Dataset section:
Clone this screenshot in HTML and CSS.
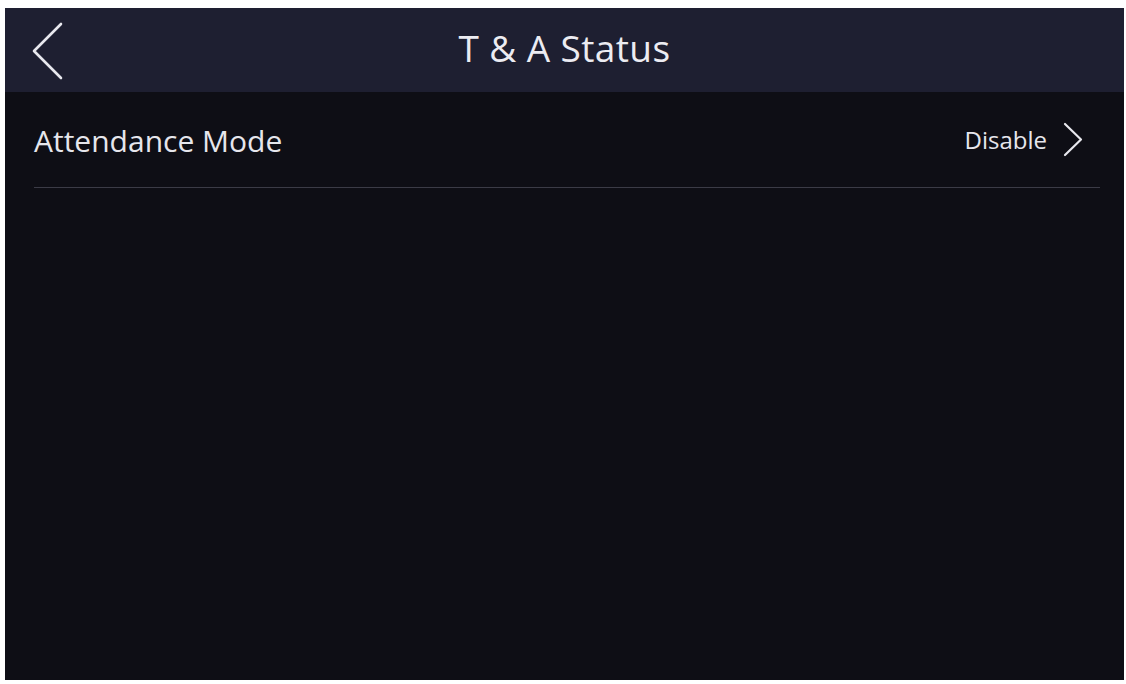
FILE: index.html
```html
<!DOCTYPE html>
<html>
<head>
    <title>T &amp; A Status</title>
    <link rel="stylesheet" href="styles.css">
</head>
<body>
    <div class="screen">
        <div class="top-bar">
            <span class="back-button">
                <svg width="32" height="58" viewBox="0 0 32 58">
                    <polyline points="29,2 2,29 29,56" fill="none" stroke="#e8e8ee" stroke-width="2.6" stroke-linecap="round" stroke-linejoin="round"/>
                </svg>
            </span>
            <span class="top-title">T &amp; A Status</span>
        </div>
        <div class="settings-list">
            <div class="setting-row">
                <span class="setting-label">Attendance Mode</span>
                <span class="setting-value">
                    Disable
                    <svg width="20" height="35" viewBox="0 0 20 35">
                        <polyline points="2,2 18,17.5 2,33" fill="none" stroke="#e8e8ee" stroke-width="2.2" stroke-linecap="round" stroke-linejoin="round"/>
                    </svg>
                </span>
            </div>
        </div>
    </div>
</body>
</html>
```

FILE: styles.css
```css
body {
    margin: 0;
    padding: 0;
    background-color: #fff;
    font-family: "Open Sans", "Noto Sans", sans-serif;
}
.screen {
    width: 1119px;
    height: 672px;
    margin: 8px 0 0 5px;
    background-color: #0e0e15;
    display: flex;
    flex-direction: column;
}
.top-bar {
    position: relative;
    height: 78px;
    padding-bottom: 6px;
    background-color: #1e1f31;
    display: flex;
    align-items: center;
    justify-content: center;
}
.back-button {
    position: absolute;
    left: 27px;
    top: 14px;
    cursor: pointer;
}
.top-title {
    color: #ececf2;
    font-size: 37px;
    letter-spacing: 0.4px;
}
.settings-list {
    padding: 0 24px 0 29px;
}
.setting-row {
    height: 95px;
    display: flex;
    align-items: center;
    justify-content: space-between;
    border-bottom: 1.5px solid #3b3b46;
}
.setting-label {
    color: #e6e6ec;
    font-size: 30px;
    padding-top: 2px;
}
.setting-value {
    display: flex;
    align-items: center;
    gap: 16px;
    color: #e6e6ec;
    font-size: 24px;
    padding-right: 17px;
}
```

Problem description:
Repeat the data exactly in full, omitting its pictures.

Exercise answer:
Clone this screenshot in HTML and CSS.
FILE: index.html
```html
<!DOCTYPE html>
<html>
<head>
    <title>T &amp; A Status</title>
    <link rel="stylesheet" href="styles.css">
</head>
<body>
    <div class="screen">
        <div class="top-bar">
            <span class="back-button">
                <svg width="32" height="58" viewBox="0 0 32 58">
                    <polyline points="29,2 2,29 29,56" fill="none" stroke="#e8e8ee" stroke-width="2.6" stroke-linecap="round" stroke-linejoin="round"/>
                </svg>
            </span>
            <span class="top-title">T &amp; A Status</span>
        </div>
        <div class="settings-list">
            <div class="setting-row">
                <span class="setting-label">Attendance Mode</span>
                <span class="setting-value">
                    Disable
                    <svg width="20" height="35" viewBox="0 0 20 35">
                        <polyline points="2,2 18,17.5 2,33" fill="none" stroke="#e8e8ee" stroke-width="2.2" stroke-linecap="round" stroke-linejoin="round"/>
                    </svg>
                </span>
            </div>
        </div>
    </div>
</body>
</html>
```

FILE: styles.css
```css
body {
    margin: 0;
    padding: 0;
    background-color: #fff;
    font-family: "Open Sans", "Noto Sans", sans-serif;
}
.screen {
    width: 1119px;
    height: 672px;
    margin: 8px 0 0 5px;
    background-color: #0e0e15;
    display: flex;
    flex-direction: column;
}
.top-bar {
    position: relative;
    height: 78px;
    padding-bottom: 6px;
    background-color: #1e1f31;
    display: flex;
    align-items: center;
    justify-content: center;
}
.back-button {
    position: absolute;
    left: 27px;
    top: 14px;
    cursor: pointer;
}
.top-title {
    color: #ececf2;
    font-size: 37px;
    letter-spacing: 0.4px;
}
.settings-list {
    padding: 0 24px 0 29px;
}
.setting-row {
    height: 95px;
    display: flex;
    align-items: center;
    justify-content: space-between;
    border-bottom: 1.5px solid #3b3b46;
}
.setting-label {
    color: #e6e6ec;
    font-size: 30px;
    padding-top: 2px;
}
.setting-value {
    display: flex;
    align-items: center;
    gap: 16px;
    color: #e6e6ec;
    font-size: 24px;
    padding-right: 17px;
}
```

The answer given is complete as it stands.